I believe our heritage is in maintaining our Gaelic language use, our linguistic Tara.
Seán O Cearbhaill, Madrid, Spain
I think it is a great shame that Tara will go and that we the people are powerless at the end of the day. Our values have been taken away from us and those of us that struggle to retain them suffer the pain. I am embarrassed to be a part of the newly developed underdevloped Irish. God forgive us.
hannagh, galway, ireland
We must build the road because we are in a hurry to get nowhere. Slow down my beloved Eire. Enjoy yourself, since time is what you do have. Stop the road, lie down on the Hill of Tara, and dream of being thousands of years of all of us.
Gabe Sheridan, Portland, Oregon
Tara is at least as old as the Great Pyramid. Would the world stand by peacefully if Egypt decided to pave the Pyramids? From Amergin to Patrick to Boru, Tara has been at the center of the changes and triumphs of Irish history and prehistory. Shame on those who would desicrate it.
Liam UiCearbhaill, willits, California
Being Irish I have to say that its a terrible indictment of our current society and its values that our government is blithley driving a traffic superhighway through the ancient heart of ancient Ireland. It also says a lot about our current generation that they seem not in the slightest bit bothered and are more concerned at getting home 35 minutes earlier in their 08 BMWs, to sit in front of their 54 inch plasma screen TVs and watch "Lost", while eating a chinese take away. I think we have certainly lost that sense of ourselves that we used to have as a nation and society, and at the moment seem intent on turning our country into one big shopping centre and motorway service station. I would ask people from other country's to say something to at least try and shame our feckless politicans, and indifferent, greedy people into recognizing the cultural vandalism they are engaged in here.
Paul, Dublin, Ireland
I hope that Ireland's government heeds Mr. Heaney's words. A goodly number of Americans of Irish descent would lament the ruination of Tara. Some of Ireland's finest teachers, Mr. Heaney and Tomas O'Cathasaigh, impressed upon us at Harvard the sacredness of sites such as Tara.
Bernard McAniff, Indianapolis, USA
"Woe unto those who desecrate the Spirit of the Celts on the mound of the Kings." This land is sacred, consecrated - holy - ground. Shame and dishonour on thee that would contemplate violating the Spirit of a Nation.

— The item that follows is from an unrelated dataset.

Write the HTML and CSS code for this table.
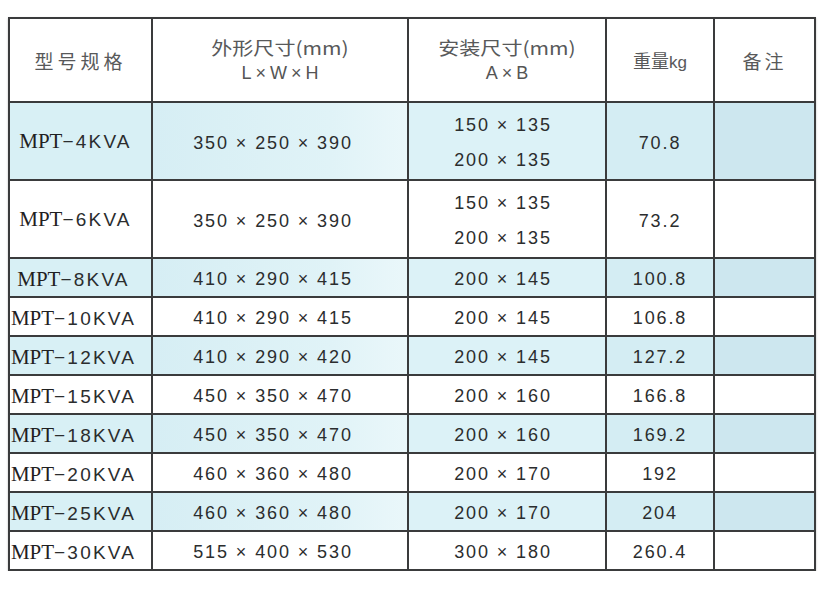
FILE: index.html
```html
<!DOCTYPE html>
<html lang="zh">
<head>
<meta charset="utf-8">
<link rel="stylesheet" href="styles.css">
</head>
<body>
<table class="spec">
  <colgroup>
    <col class="c-model"><col class="c-dim"><col class="c-mount"><col class="c-wt"><col class="c-note">
  </colgroup>
  <thead>
    <tr class="head">
      <th class="h-model">型号规格</th>
      <th><div class="cn">外形尺寸(mm)</div><div class="en">L×W×H</div></th>
      <th><div class="cn">安装尺寸(mm)</div><div class="en">A×B</div></th>
      <th class="h-wt">重量<span class="kg">kg</span></th>
      <th class="h-note">备注</th>
    </tr>
  </thead>
  <tbody>
    <tr class="tall shade">
      <td class="model first"><span class="mpt">MPT</span>−4KVA</td>
      <td class="dim">350 × 250 × 390</td>
      <td class="mount"><div>150 × 135</div><div>200 × 135</div></td>
      <td class="wt">70.8</td>
      <td class="note"></td>
    </tr>
    <tr class="tall">
      <td class="model first"><span class="mpt">MPT</span>−6KVA</td>
      <td class="dim">350 × 250 × 390</td>
      <td class="mount"><div>150 × 135</div><div>200 × 135</div></td>
      <td class="wt">73.2</td>
      <td class="note"></td>
    </tr>
    <tr class="shade">
      <td class="model"><span class="mpt">MPT</span>−8KVA</td>
      <td class="dim">410 × 290 × 415</td>
      <td class="mount">200 × 145</td>
      <td class="wt">100.8</td>
      <td class="note"></td>
    </tr>
    <tr>
      <td class="model"><span class="mpt">MPT</span>−10KVA</td>
      <td class="dim">410 × 290 × 415</td>
      <td class="mount">200 × 145</td>
      <td class="wt">106.8</td>
      <td class="note"></td>
    </tr>
    <tr class="shade">
      <td class="model"><span class="mpt">MPT</span>−12KVA</td>
      <td class="dim">410 × 290 × 420</td>
      <td class="mount">200 × 145</td>
      <td class="wt">127.2</td>
      <td class="note"></td>
    </tr>
    <tr>
      <td class="model"><span class="mpt">MPT</span>−15KVA</td>
      <td class="dim">450 × 350 × 470</td>
      <td class="mount">200 × 160</td>
      <td class="wt">166.8</td>
      <td class="note"></td>
    </tr>
    <tr class="shade">
      <td class="model"><span class="mpt">MPT</span>−18KVA</td>
      <td class="dim">450 × 350 × 470</td>
      <td class="mount">200 × 160</td>
      <td class="wt">169.2</td>
      <td class="note"></td>
    </tr>
    <tr>
      <td class="model"><span class="mpt">MPT</span>−20KVA</td>
      <td class="dim">460 × 360 × 480</td>
      <td class="mount">200 × 170</td>
      <td class="wt">192</td>
      <td class="note"></td>
    </tr>
    <tr class="shade">
      <td class="model"><span class="mpt">MPT</span>−25KVA</td>
      <td class="dim">460 × 360 × 480</td>
      <td class="mount">200 × 170</td>
      <td class="wt">204</td>
      <td class="note"></td>
    </tr>
    <tr>
      <td class="model"><span class="mpt">MPT</span>−30KVA</td>
      <td class="dim">515 × 400 × 530</td>
      <td class="mount">300 × 180</td>
      <td class="wt">260.4</td>
      <td class="note"></td>
    </tr>
  </tbody>
</table>
</body>
</html>
```

FILE: styles.css
```css
html, body {
  margin: 0;
  padding: 0;
  background: #ffffff;
}

body {
  padding: 17px 0 0 8px;
  font-family: "Liberation Sans", Arial, "Noto Sans CJK SC", sans-serif;
  color: #2b2d2e;
}

.spec {
  border-collapse: collapse;
  table-layout: fixed;
  width: 806px;
  box-shadow: 0 1px 2px rgba(0, 0, 0, 0.25);
}

.c-model { width: 143px; }
.c-dim { width: 256px; }
.c-mount { width: 198px; }
.c-wt { width: 108px; }
.c-note { width: 101px; }

.spec th,
.spec td {
  border: 2px solid #3a3b3c;
  padding: 0;
  text-align: center;
  vertical-align: middle;
}

.spec th {
  font-weight: normal;
  color: #58595a;
  font-family: "Noto Sans CJK SC", "Liberation Sans", sans-serif;
}

.head {
  height: 84px;
}

.cn {
  font-size: 18px;
  line-height: 26px;
  letter-spacing: 0;
  transform: scaleX(1.17);
}

.en {
  font-family: "Liberation Sans", Arial, sans-serif;
  font-size: 18px;
  line-height: 26px;
  letter-spacing: 4px;
  color: #555;
  padding-left: 4px;
}

.h-model {
  font-size: 19px;
  letter-spacing: 4px;
  padding-top: 4px;
}

.h-wt {
  font-size: 18px;
  letter-spacing: 0;
  padding-top: 4px;
}

.kg {
  font-family: "Liberation Sans", Arial, sans-serif;
  font-size: 17px;
}

.h-note {
  font-size: 19px;
  letter-spacing: 3px;
  padding-top: 4px;
}

.spec tbody tr {
  height: 39px;
}

.spec tbody tr.tall {
  height: 78px;
}

.spec td {
  font-size: 18px;
  letter-spacing: 1.9px;
  line-height: 33px;
  padding-top: 3px;
}

.spec td.model {
  font-size: 19px;
  letter-spacing: 2.2px;
  padding-right: 14px;
  white-space: nowrap;
}

.spec td.model.first {
  padding-left: 4px;
}

.mpt {
  font-family: "Liberation Serif", "Times New Roman", serif;
  font-size: 21px;
  letter-spacing: 0;
  color: #1f2021;
}

.spec td.dim {
  padding-right: 14px;
}

.spec td.mount {
  padding-right: 8px;
}

.spec tr.tall td.mount {
  line-height: 35px;
  padding-top: 4px;
}

.spec tr.tall td.dim,
.spec tr.tall td.wt {
  padding-top: 5px;
}

.spec tr.tall td.model {
  padding-top: 1px;
}

.shade td {
  background: #d8f0f5;
}

.shade td.dim {
  background: linear-gradient(to right, #d6eef4 0%, #e0f3f7 70%, #eaf7fa 100%);
}

.shade td.mount {
  background: #dcf2f7;
}

.shade td.wt {
  background: #d4edf3;
}

.shade td.note {
  background: #cde7ef;
}
```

Tara is more than just a site, it is a monument to a race that has fashioned civilisation as we know it. It is a legacy to, and a patrimony of the entire human race.
"When the breath of life finally expires, as the spirit takes flight" - so too the magnificent frame of the tiger, once testimony to nature´s glory is now but a sad, pitiful memory of its former glory. Dear citizens of this world, choose carefully! The _ _ _ _ _ _ _ Tiger may also soon become a phrase of the past.